Não concordo que a localização geográfica de Goiás nos beneficie atualmente. Precisamos otimizar e potencializar essa localização geográfica. Estamos no centro do Brasil, mas longe dos grandes centros consumidores e dos portos. Isso precisa ir para a mesa do debate. Mato Grosso que tinha um problema muito maior que o nosso de distância de portos está resolvendo com infraestrutura, com a BR 163 e o Porto de Miritituba, que liga o Tapajós ao Amazonas e embarca para o mundo em Macapá. Os portos da região Norte do país já exportam o mesmo volume que o Porto de Santos, que é o nosso gigante. Temos um fato novo extremamente relevante e importante para Goiás, que é a Ferrovia Norte-Sul, que já nos dá condições de importar adubos e fertilizantes via Porto de Santos e exportar farelos ou grãos também no mesmo itinerário. Daqui a pouco, ligando ao Norte, passando por Porto Nacional até portos da região Nordeste do país, como Itaqui, no Maranhão. Isso melhora o custo do frete. Mas se continuarmos exportando e não estimularmos a agregação de valor industrial aqui, continuaremos estimulando a exportação. E exportação não tem arrecadação de ICMS. Podemos continuar mandando matéria-prima para o mundo sem gerar a devida arrecadação ou geração de impostos. Outro ponto logístico é como aproveitar essa posição geográfica?

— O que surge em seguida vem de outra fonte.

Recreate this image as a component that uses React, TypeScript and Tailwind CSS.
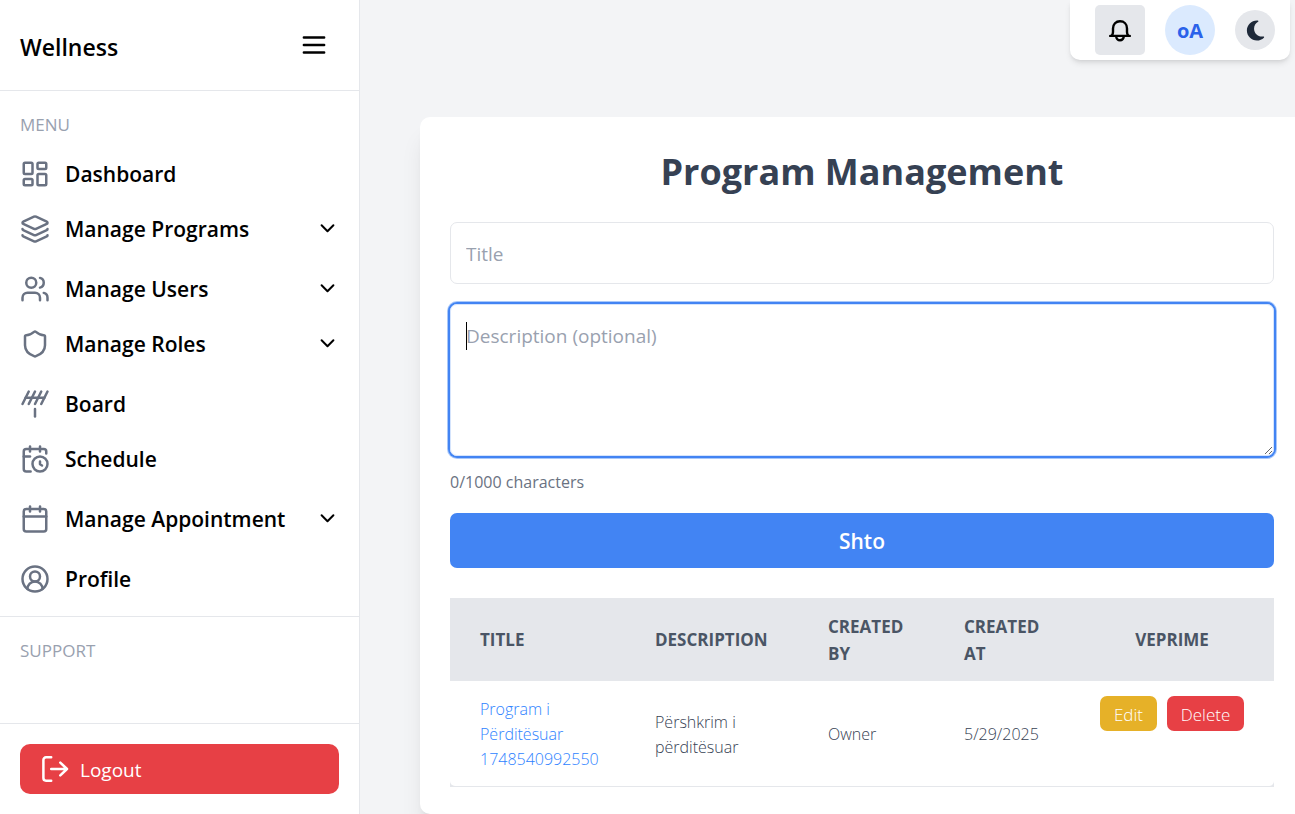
import React from "react";
import {
  Antenna,
  Calendar,
  CalendarClock,
  CircleUserRound,
  Layers,
  LayoutDashboard,
  Shield,
  Users,
  type LucideIcon,
} from "lucide-react";
import { FaMoon } from "react-icons/fa6";

type NavItem = { label: string; icon: LucideIcon; expandable?: boolean };

const navGroups: NavItem[][] = [
  [
    { label: "Dashboard", icon: LayoutDashboard },
    { label: "Manage Programs", icon: Layers, expandable: true },
  ],
  [
    { label: "Manage Users", icon: Users, expandable: true },
    { label: "Manage Roles", icon: Shield, expandable: true },
  ],
  [
    { label: "Board", icon: Antenna },
    { label: "Schedule", icon: CalendarClock },
  ],
  [{ label: "Manage Appointment", icon: Calendar, expandable: true }],
  [{ label: "Profile", icon: CircleUserRound }],
];

const programs = [
  {
    title: "Program i Përditësuar 1748540992550",
    description: "Përshkrim i përditësuar",
    createdBy: "Owner",
    createdAt: "5/29/2025",
  },
];

function MenuIcon() {
  return (
    <svg className="size-[30px]" viewBox="0 0 24 24" fill="none" stroke="currentColor" strokeWidth="2" strokeLinecap="round" aria-hidden="true">
      <path d="M3.9 6h16.2M3.9 12h16.2M3.9 18h16.2" />
    </svg>
  );
}

function ChevronIcon() {
  return (
    <svg className="size-5 shrink-0" viewBox="0 0 20 20" fill="none" stroke="currentColor" strokeWidth="2" strokeLinecap="round" strokeLinejoin="round" aria-hidden="true">
      <path d="M2.6 6.3 8.5 12.2 14.4 6.3" />
    </svg>
  );
}

function BellIcon() {
  return (
    <svg className="size-[30px]" viewBox="0 0 30 30" fill="none" stroke="currentColor" strokeWidth="2.4" strokeLinecap="round" strokeLinejoin="round" aria-hidden="true">
      <path d="M5.2 20.9h19.6M6.8 20.6C7.7 19.6 8 18.4 8 17v-3.6C8 9.2 10.9 6.3 15 6.3s7 2.9 7 7.1V17c0 1.4.3 2.6 1.2 3.6" />
      <path d="M11.2 21.3a3.8 4 0 0 0 7.6 0" />
    </svg>
  );
}

function LogoutIcon() {
  return (
    <svg className="size-[30px]" viewBox="0 0 30 30" fill="none" stroke="currentColor" strokeWidth="2.5" strokeLinecap="round" strokeLinejoin="round" aria-hidden="true">
      <path d="M11.2 3.3H6a2.6 2.6 0 0 0-2.6 2.6v18.2a2.6 2.6 0 0 0 2.6 2.6h5.2" />
      <path d="M11.2 15H27M20.3 8.6 27 15l-6.700 6.400" />
    </svg>
  );
}

function Sidebar() {
  return (
    <aside className="flex w-[360px] shrink-0 flex-col border-r border-gray-200 bg-white text-black">
      <div className="flex h-[91px] items-center justify-between border-b border-gray-200 pr-[30px] pl-5">
        <span className="pt-1 text-[23px] leading-8 font-semibold">Wellness</span>
        <button type="button" aria-label="Toggle menu">
          <MenuIcon />
        </button>
      </div>

      <nav aria-label="Main" className="px-5 pt-5 pb-3">
        <h2 className="mb-[10px] text-[17px] leading-7 text-gray-400">MENU</h2>
        <ul className="flex flex-col gap-[10px]">
          {navGroups.map((group) => (
            <li key={group[0].label}>
              <ul className="flex flex-col gap-[5px]">
                {group.map(({ label, icon: Icon, expandable }) => (
                  <li key={label}>
                    {expandable ? (
                      <button type="button" className="flex h-[50px] w-full items-center gap-[15px] text-left">
                        <Icon size={30} className="shrink-0 text-gray-500" />
                        <span className="flex-1 text-[21px] leading-8 font-semibold whitespace-nowrap">{label}</span>
                        <ChevronIcon />
                      </button>
                    ) : (
                      <a href="#" className="flex h-[50px] items-center gap-[15px]">
                        <Icon size={30} className="shrink-0 text-gray-500" />
                        <span className="text-[21px] leading-8 font-semibold">{label}</span>
                      </a>
                    )}
                  </li>
                ))}
              </ul>
            </li>
          ))}
        </ul>
      </nav>

      <section className="flex-1 border-t border-gray-200 px-5 pt-5">
        <h2 className="text-[17px] leading-7 text-gray-400">SUPPORT</h2>
      </section>

      <div className="border-t border-gray-200 p-5">
        <button type="button" className="flex h-[50px] w-full items-center gap-[10px] rounded-[10px] bg-[#e74045] px-5 text-white">
          <LogoutIcon />
          <span className="pt-0.5 text-[19px] leading-7">Logout</span>
        </button>
      </div>
    </aside>
  );
}

function TopBar() {
  return (
    <header className="flex justify-end pr-[5px]">
      <div className="flex h-[60px] items-center gap-5 rounded-b-[10px] bg-white pr-[15px] pl-[25px] shadow-md">
        <button type="button" aria-label="Notifications" className="flex size-[50px] items-center justify-center rounded-[5px] bg-gray-200 text-black">
          <BellIcon />
        </button>
        <button type="button" aria-label="Account" className="flex size-[50px] items-center justify-center rounded-full bg-blue-100 pt-0.5 text-[20px] font-bold text-[#2b62ea]">
          oA
        </button>
        <button type="button" aria-label="Dark mode" className="flex size-10 items-center justify-center rounded-full bg-gray-200 text-gray-800">
          <FaMoon size={23} />
        </button>
      </div>
    </header>
  );
}

function ProgramForm() {
  return (
    <form className="flex flex-col" onSubmit={(event) => event.preventDefault()}>
      <input
        type="text"
        aria-label="Title"
        placeholder="Title"
        className="h-[62px] w-full rounded-[7px] border border-gray-200 px-[15px] pt-0.5 text-[19px] placeholder:text-gray-400 focus:outline-none"
      />
      <div className="relative mt-5 flex">
        <textarea
          aria-label="Description"
          placeholder="Description (optional)"
          className="h-[152px] w-full rounded-[7px] border border-[#d5e4fc] px-[15px] py-4 text-[19px] leading-[30px] caret-transparent shadow-[0_0_0_2px_#4284f3,0_0_0_3px_#a9c8fa] outline-none placeholder:text-gray-400"
        />
        <span className="absolute top-[18px] left-4 h-7 w-px bg-black" aria-hidden="true" />
      </div>
      <p className="mt-3 text-[16px] leading-7 text-gray-500">0/1000 characters</p>
      <button type="submit" className="mt-[17px] h-[55px] w-full rounded-[7px] bg-[#4284f3] pt-0.5 text-[21px] font-semibold text-white">
        Shto
      </button>
    </form>
  );
}

function ProgramTable() {
  return (
    <div className="mt-[30px] border-b border-gray-200 bg-gray-200">
      <table className="w-full table-fixed border-collapse">
        <thead>
          <tr className="h-[83px] text-left text-[17px] leading-[27px] text-gray-600 uppercase">
            <th scope="col" className="w-[175px] pl-[30px] font-bold">Title</th>
            <th scope="col" className="w-[173px] pl-[30px] font-bold">Description</th>
            <th scope="col" className="w-[136px] pl-[30px] pr-5 font-bold">Created By</th>
            <th scope="col" className="w-[136px] pl-[30px] pr-5 font-bold">Created At</th>
            <th scope="col" className="px-[30px] text-center font-bold">Veprime</th>
          </tr>
        </thead>
        <tbody>
          {programs.map((program) => (
            <tr key={program.title} className="text-[16px] leading-[25px] font-light text-gray-700">
              <td className="rounded-bl-[5px] bg-white pt-4 pr-[25px] pb-[14px] pl-[30px]">
                <a href="#" className="text-blue-500">{program.title}</a>
              </td>
              <td className="bg-white px-[30px] pt-4 pb-[14px]">{program.description}</td>
              <td className="bg-white px-[30px] pt-4 pb-[14px]">{program.createdBy}</td>
              <td className="bg-white pt-4 pb-[14px] pl-[30px]">{program.createdAt}</td>
              <td className="rounded-br-[5px] bg-white px-[30px] py-[15px] align-top">
                <div className="flex gap-[10px] text-[17px] text-white">
                  <button type="button" className="h-[35px] w-[57px] rounded-[7px] bg-[#e6b128] pt-0.5">Edit</button>
                  <button type="button" className="h-[35px] w-[77px] rounded-[7px] bg-[#e74045] pt-0.5">Delete</button>
                </div>
              </td>
            </tr>
          ))}
        </tbody>
      </table>
    </div>
  );
}

export default function App() {
  return (
    <div className="flex min-h-screen bg-gray-100 font-['Open_Sans',sans-serif]">
      <Sidebar />
      <div className="flex min-w-0 flex-1 flex-col">
        <TopBar />
        <main className="mt-[57px] ml-[60px] flex-1 rounded-l-[10px] bg-white pt-[30px] pr-[21px] pb-[27px] pl-[30px] shadow-xl">
          <h1 className="mb-[25px] text-center text-[36px] leading-[50px] font-bold text-gray-700">Program Management</h1>
          <ProgramForm />
          <ProgramTable />
        </main>
      </div>
    </div>
  );
}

Criando políticas públicas de incentivos, por exemplo, para o e-commerce. Aí eu concordo que a posição é ótima porque as distâncias são favoráveis porque Goiás está no centro do Brasil. Mas precisamos de incentivos fiscais para isso. Estados como o Espírito Santo e o próprio Tocantins já têm e Goiás precisa evoluir nessa questão.

O ProGoiás não contempla essa cadeia do e-commerce?

O setor produtivo numa parceria com o governo está desenvolvendo um projeto AgreGo e, brevemente, deveremos ter as primeiras informações. Foi feito por uma consultoria de alto calão, o setor produtivo junto com o governo. Eu acho que estamos mais adiantados que outros estados porque ninguém imaginava essa mudança das alíquotas de ICMS dos combustíveis e da energia. Está na fase final, pelo que estamos sabendo, o governo deve estar embalando para apresentar.

Qual a expectativa da Adial em relação às eleições deste ano?

O que nós enxergamos para frente é que, se não sairmos dessa encruzilhada estratégica de país produtor de matéria-prima e com pouca agregação, se não retomarmos esse crescimento do PIB industrial para os níveis de mais de 20%, nunca chegaremos a uma condição dos países de primeiro mundo. Nós temos que buscar, seja com quem ganhar as eleições para presidente ou aqui no estado, trabalhar de mãos dadas com esse foco da agregação de valor e geração de emprego, renda e oportunidade.